Demand from construction bids sets the stage for the supply and cost of materials, he told the McGraw-Hill Construction Outlook 2012 Executive Conference in Washington, D.C. on Oct. 19, and the trend has been weak since late 2008 when contractors started realizing the market was softening.
“What’s happening in the contractor economy at the moment?” Anderson asked. “Almost nothing is happening in terms of increasing demand. Activity isn’t there.”
In 2005, $1.2 trillion in construction was put in place, straining the pipeline. That number is projected to decline to a disappointing $750 billion this year flowing through a pipeline that has slackened, with many jobs having been shed.
On Anderson’s list of building materials:
- Lumber prices are being depressed by a dramatic slowdown in residential construction and remodeling — which account for three-quarters of domestic lumber usage.
According to the Lumber Price Index from the Department of Labor Statistics, prices softened in 2006 and saw a minor recovery last year.
“Prices will spike in the future as housing recovers,” he predicted, with the resurgence of housing, an inevitability since current production is running far below the 1.2 million to 1.5 million units needed to meet long-term demand and population growth.
The lumber pipeline, he noted, didn’t expand during the housing boom even though the amount of lumber going through it soared by a third.
- Although prices were climbing from 2009 until fairly recently, steel will remain flat until there is an uptick in the general economy that drives demand up and the utilized capacity down.
Utilization of domestically produced steel — which is not the same industry it was 20 years ago — was up to around 90% of capacity in 2008. As the economy soured and demand for contractors and automobiles slumped, it fell to 40% and has since recovered to around 75%.

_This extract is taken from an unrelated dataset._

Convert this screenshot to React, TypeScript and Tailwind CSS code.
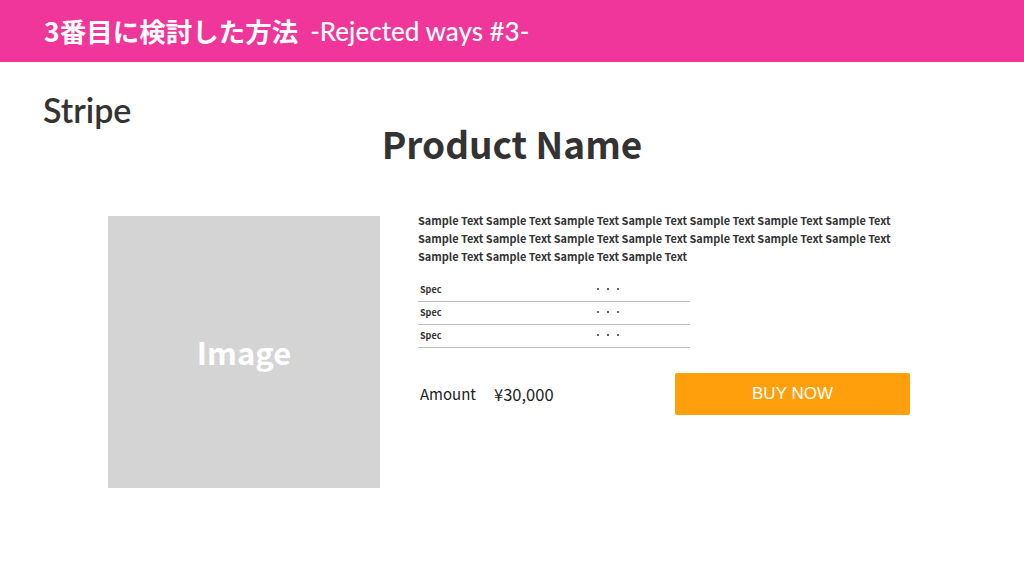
import React from "react";

const jp = { fontFamily: '"Noto Sans CJK JP", "Noto Sans", sans-serif' };
const lato = { fontFamily: 'Lato, "Noto Sans CJK JP", sans-serif' };

export default function App() {
  const sample = Array(18).fill("Sample Text").join(" ");
  return (
    <div className="w-[1024px] h-[576px] bg-white overflow-hidden flex flex-col text-[#333]">
      <div className="h-[62px] bg-[#f0369a] flex items-center px-[44px] text-white">
        <span className="text-[26.5px] font-bold" style={jp}>3番目に検討した方法</span>
        <span className="text-[26px] font-medium ml-[12px]" style={lato}>-Rejected ways #3-</span>
      </div>
      <div className="px-[43px] h-[40px] flex items-center mt-[28px]">
        <span className="text-[34px] font-semibold leading-none" style={lato}>Stripe</span>
      </div>
      <div className="flex justify-center h-[50px] items-center -mt-[12px]">
        <span className="text-[37px] font-bold leading-none text-[#333]" style={jp}>Product Name</span>
      </div>
      <div className="flex items-start pl-[108px] mt-[43px]">
        <div className="w-[272px] h-[272px] bg-[#d4d4d4] mt-[5px] flex items-center justify-center">
          <span className="text-[31px] font-bold text-white" style={jp}>Image</span>
        </div>
        <div className="ml-[38px] flex flex-col">
          <p className="w-[480px] text-[10.9px] font-bold leading-[18px] text-[#333]" style={jp}>{sample}</p>
          <div className="w-[272px] mt-[14px] flex flex-col">
            {[0, 1, 2].map((i) => (
              <div key={i} className="h-[23px] border-b border-[#bdbdbd] flex items-center pl-[2px]">
                <span className="w-[177px] text-[9px] font-bold" style={jp}>Spec</span>
                <span className="flex items-center gap-[8px] -mt-[2px]">
                  <span className="w-[2px] h-[2px] rounded-full bg-[#333]"></span>
                  <span className="w-[2px] h-[2px] rounded-full bg-[#333]"></span>
                  <span className="w-[2px] h-[2px] rounded-full bg-[#333]"></span>
                </span>
              </div>
            ))}
          </div>
          <div className="flex items-center mt-[25px]">
            <span className="w-[257px] flex items-center pl-[2px] text-[15px] text-[#222]" style={{ fontFamily: '"Noto Sans CJK JP", sans-serif' }}>
              <span>Amount</span>
              <span className="ml-[18px] text-[16.5px]">¥30,000</span>
            </span>
            <button className="w-[235px] h-[42px] bg-[#fe9f0b] rounded-[2px] text-white text-[17px] flex items-center justify-center" style={{ fontFamily: '"Liberation Sans", Arial, sans-serif' }}>
              BUY NOW
            </button>
          </div>
        </div>
      </div>
    </div>
  );
}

- Demand for drywall plunged from 35,000 million square feet in 2006 to 17,700 by 2010, along with declines in new residential construction and home remodeling and repairs, which account for 50% and 17.5% of its consumption, respectively.
Imports have fallen to 15% of the supply, down from 27% in 2006, and pricing for jobs has become intensely competitive.
The gypsum industry has been moving to boost prices, without much success, and is hoping to push through a 35% price increase in 2012. Anderson said it is unlikely to stick because the market will continue to be too soft. “When housing recovers, the price will go up,” he said.
- No uptick in the price of cement and concrete is expected in the next year or two.
Residential construction accounts for 25% of the cement and concrete used in the U.S., commercial buildings take an 8% share and streets and highways are responsible for 27%.
The price of cement has been on a fairly consistent downward trail since 2009.
- From 2006 to 2010, copper consumption has declined from 2.1 million metric tons to 1.7 million, and capacity utilization has not yet recovered.
Demand for copper is not very sensitive to price changes; buildings account for 48% of the demand and 21% is used for electrical applications.
Anderson said that construction prices are likely to remain depressed in 2012, but at some point demand for construction jobs will rebound, and the capacity, which has shrunk, won’t be able to meet it.
Price increases may become evident beyond 2013, when the U.S. construction industry will be growing strongly, he said.
"The 2011 summer of deflating confidence leads into a lackluster year and into a do-nothing presidential election year," Anderson said, leaving industry survivors continuing to hang on.
"A permanent decrease in capacity will sow seeds of future upward price pressure," he predicted.
However, "despite a temporary setback, commodities will face ongoing price increases driven by global demand and scarcity," he said.